Sophia Alice Callahan, considered the first American Indian woman novelist, was the daughter of Samuel Benton and Sarah Elizabeth Thornberg Callahan. Her father, one-eighth Muscogee, was prominent in Creek politics, edited the Indian Journal, and served as superintendent of the Methodist-sponsored Wealaka Boarding School. Born in Texas on January 1, 1868, Sophia Callahan attended the Wesleyan Female Institute in Staunton, Virginia. In 1891 she worked as editor of Our Brother in Red, a Methodist newspaper published at Muskogee, Indian Territory. During the 1890s she taught at the Wealaka Boarding School and Harrell International Institute.

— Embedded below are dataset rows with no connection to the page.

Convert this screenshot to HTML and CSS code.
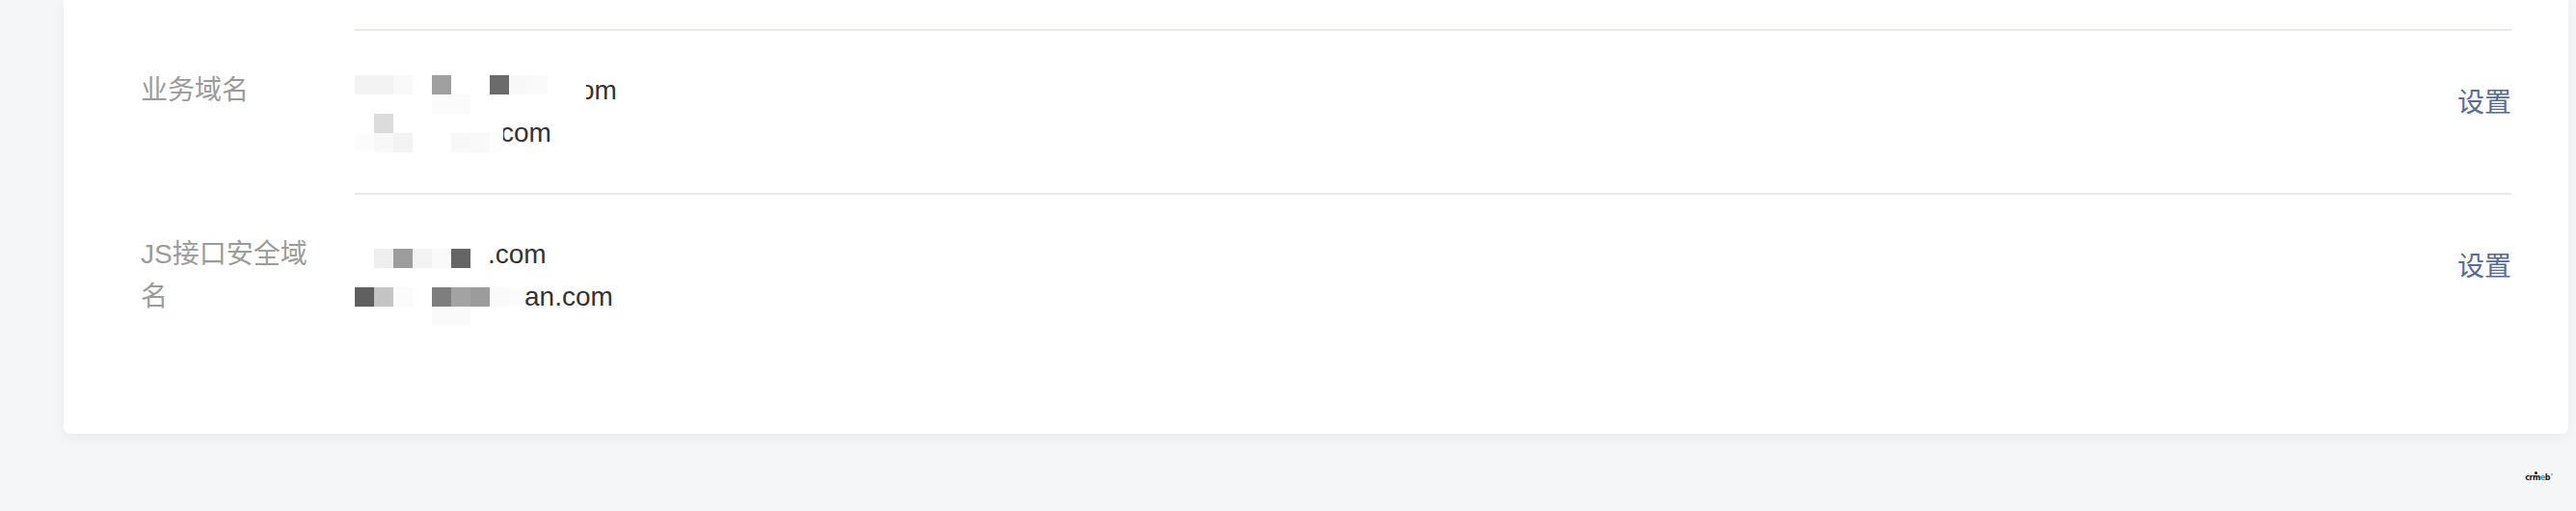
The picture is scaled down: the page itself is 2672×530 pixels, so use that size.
FILE: index.html
```html
<!DOCTYPE html>
<html lang="zh-CN">
<head>
<meta charset="utf-8">
<title>域名设置</title>
<link rel="stylesheet" href="styles.css">
</head>
<body>
<div class="page">
  <div class="card">
    <div class="row">
      <div class="label">业务域名</div>
      <div class="main">
        <div class="value">
          <div class="line ind-1">om</div>
          <div class="line ind-2">com</div>
          <div class="mosaic mosaic-a">
            <div class="mrow"><i class="kf3"></i><i class="kf3"></i><i class="kf9"></i><i></i><i class="ka0"></i><i></i><i></i><i class="k6b"></i><i class="kf8"></i><i class="kfa"></i><i></i><i></i></div>
            <div class="mrow"><i></i><i></i><i></i><i></i><i class="kfb"></i><i class="kfb"></i><i></i><i></i><i></i><i></i><i></i><i></i></div>
            <div class="mrow"><i></i><i class="kdc"></i><i></i><i></i><i></i><i></i><i></i><i class="part"></i></div>
            <div class="mrow"><i class="kfc"></i><i class="kf8"></i><i class="kf3"></i><i></i><i></i><i class="kf8"></i><i class="kf9"></i><i class="part kfd"></i></div>
          </div>
        </div>
        <a class="action">设置</a>
      </div>
    </div>
    <div class="row">
      <div class="label">JS接口安全域名</div>
      <div class="main">
        <div class="value">
          <div class="line ind-3">.com</div>
          <div class="line ind-4">an.com</div>
          <div class="mosaic mosaic-b">
            <div class="mrow"><i></i><i class="kef"></i><i class="k9d"></i><i class="kf3"></i><i class="kfa"></i><i class="k65"></i><i></i></div>
            <div class="mrow"><i></i><i></i><i></i><i></i><i></i><i></i><i></i></div>
            <div class="mrow"><i class="k5f"></i><i class="kc4"></i><i class="kfb"></i><i></i><i class="k7e"></i><i class="ka3"></i><i class="k9c"></i><i class="kfa"></i><i class="part-l kfc"></i></div>
            <div class="mrow"><i></i><i></i><i></i><i></i><i class="kfa"></i><i class="kfa"></i></div>
          </div>
        </div>
        <a class="action">设置</a>
      </div>
    </div>
  </div>
  <div class="footer">
    <span class="logo">cr<span class="logo-m">m</span><span class="logo-e">e</span>b<span class="logo-r"></span></span>
  </div>
</div>
</body>
</html>
```

FILE: styles.css
```css
html, body {
  margin: 0;
  padding: 0;
}

body {
  background: #f5f6f8;
  height: 530px;
  overflow: hidden;
  font-family: "Liberation Sans", "Noto Sans CJK SC", sans-serif;
}

.page {
  padding: 0 8px 0 66px;
}

.card {
  background: #ffffff;
  border-radius: 0 0 6px 6px;
  box-shadow: 0 3px 14px rgba(0, 0, 0, 0.05);
  padding: 30px 59px 80px 80px;
}

.row {
  display: flex;
}

.label {
  flex-shrink: 0;
  width: 188px;
  margin-right: 34px;
  padding-top: 42px;
  font-size: 28px;
  line-height: 44px;
  color: #9b9b9b;
}

.main {
  flex: 1;
  display: flex;
  justify-content: space-between;
  align-items: flex-start;
  border-top: 2px solid #e5e9ee;
  padding: 40px 0;
}

.value {
  position: relative;
}

.line {
  height: 44px;
  font-size: 28px;
  line-height: 44px;
  color: #333333;
  white-space: nowrap;
}

.ind-1 { padding-left: 233px; }
.ind-2 { padding-left: 151px; }
.ind-3 { padding-left: 138px; }
.ind-4 { padding-left: 176px; }

.mosaic {
  position: absolute;
  left: 0;
}

.mosaic-a { top: 6px; }
.mosaic-b { top: 16px; }

.mrow {
  display: flex;
  height: 20px;
}

.mrow i {
  display: block;
  width: 20px;
  height: 20px;
  background: #ffffff;
}

.mrow i.part { width: 14px; }
.mrow i.part-l { width: 17px; }

.mrow i.k5f { background: #5f5f5f; }
.mrow i.k65 { background: #656565; }
.mrow i.k6b { background: #6b6b6b; }
.mrow i.k7e { background: #7e7e7e; }
.mrow i.k9c { background: #9c9c9c; }
.mrow i.k9d { background: #9d9d9d; }
.mrow i.ka0 { background: #a0a0a0; }
.mrow i.ka3 { background: #a3a3a3; }
.mrow i.kc4 { background: #c4c4c4; }
.mrow i.kdc { background: #dcdcdc; }
.mrow i.kef { background: #efefef; }
.mrow i.kf3 { background: #f3f3f3; }
.mrow i.kf8 { background: #f8f8f8; }
.mrow i.kf9 { background: #f9f9f9; }
.mrow i.kfa { background: #fafafa; }
.mrow i.kfb { background: #fbfbfb; }
.mrow i.kfc { background: #fcfcfc; }
.mrow i.kfd { background: #fdfdfd; }

.action {
  margin-top: 13px;
  font-size: 28px;
  line-height: 44px;
  color: #576b95;
  cursor: pointer;
  white-space: nowrap;
}

.footer {
  display: flex;
  justify-content: flex-end;
  padding: 41px 19px 0 0;
}

.logo {
  position: relative;
  font-family: "DejaVu Sans", sans-serif;
  font-weight: bold;
  font-size: 8px;
  line-height: 10px;
  letter-spacing: -0.5px;
  color: #1a1a1a;
}

.logo-m {
  position: relative;
}

.logo-m::before {
  content: "";
  position: absolute;
  left: 2px;
  top: -2px;
  width: 3px;
  height: 3px;
  border-radius: 50%;
  background: #1a1a1a;
}

.logo-e {
  color: #1e9be9;
}

.logo-r {
  position: absolute;
  right: -3px;
  top: 0;
  width: 2px;
  height: 2px;
  border-radius: 50%;
  background: #9a9a9a;
}
```
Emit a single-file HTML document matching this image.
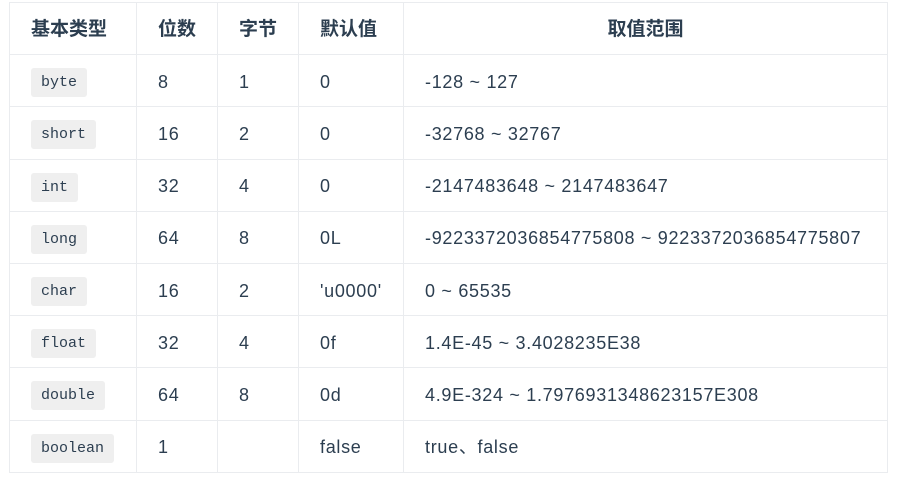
<!DOCTYPE html>
<html><head><meta charset="utf-8"><style>
body{margin:0;background:#fff;font-family:"Liberation Sans","Noto Sans CJK SC",sans-serif;color:#2c3e50;}
table{position:absolute;left:9px;top:2px;border-collapse:collapse;width:879px;}
tr{height:52.2px;}
td,th{border:1px solid #eaecef;padding:0 0 0 21px;text-align:left;font-size:18px;letter-spacing:0.7px;line-height:20px;vertical-align:middle;}
td{padding-top:2px;}
th{font-weight:bold;font-size:19px;letter-spacing:0;padding-top:2px;}
th.c{text-align:center;padding:2px 0 0 0;}
code{display:inline-block;position:relative;top:1px;font-family:"Liberation Mono",monospace;font-size:15px;line-height:29px;letter-spacing:0;background:#efefef;border-radius:3px;padding:0 10px;color:#2c3e50;vertical-align:middle;}
</style></head><body>
<table>
<colgroup><col style="width:127px"><col style="width:81px"><col style="width:81px"><col style="width:105px"><col></colgroup>
<tr><th>基本类型</th><th>位数</th><th>字节</th><th>默认值</th><th class="c">取值范围</th></tr>
<tr><td><code>byte</code></td><td>8</td><td>1</td><td>0</td><td>-128 ~ 127</td></tr>
<tr><td><code>short</code></td><td>16</td><td>2</td><td>0</td><td>-32768 ~ 32767</td></tr>
<tr><td><code>int</code></td><td>32</td><td>4</td><td>0</td><td>-2147483648 ~ 2147483647</td></tr>
<tr><td><code>long</code></td><td>64</td><td>8</td><td>0L</td><td>-9223372036854775808 ~ 9223372036854775807</td></tr>
<tr><td><code>char</code></td><td>16</td><td>2</td><td>'u0000'</td><td>0 ~ 65535</td></tr>
<tr><td><code>float</code></td><td>32</td><td>4</td><td>0f</td><td>1.4E-45 ~ 3.4028235E38</td></tr>
<tr><td><code>double</code></td><td>64</td><td>8</td><td>0d</td><td>4.9E-324 ~ 1.7976931348623157E308</td></tr>
<tr><td><code>boolean</code></td><td>1</td><td></td><td>false</td><td>true、false</td></tr>
</table>
</body></html>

Callahan's Wynema: A Child of the Forest (1891), a loosely constructed romantic novel, presents the story of a Creek girl named Wynema Harjo and her Methodist teacher, Genevieve Weir. As Weir learns about Creek life, the reader is introduced to American Indian traditions such as the Green Corn Festival and burial practices and to foods such as sofkey and blue dumplings. Woven into the work are contemporary issues ranging from women's rights to Indian land allotment and the massacre at Wounded Knee. By writing the novel she hoped to bring attention to the plight of all American Indians.
Callahan planned to finish her studies in Virginia and open her own school in the Creek Nation. However, on January 7, 1894, at age twenty-six she died of pleurisy.
BIBLIOGRAPHY: S. Alice Callahan, Wynema: A Child of the Forest, ed. A. LaVonne Brown Ruoff (1891; reprint, Lincoln: University of Nebraska Press, 1997). Carolyn Thomas Foreman, "S. Alice Callahan: Author of Wynema: A Child of the Forest," The Chronicles of Oklahoma 33 (Autumn 1955). Karen L. Kilcup, ed., Native American Women's Writing, c. 1800-1924: An Anthology (Malden, Mass.: Blackwell Publishers, 2000).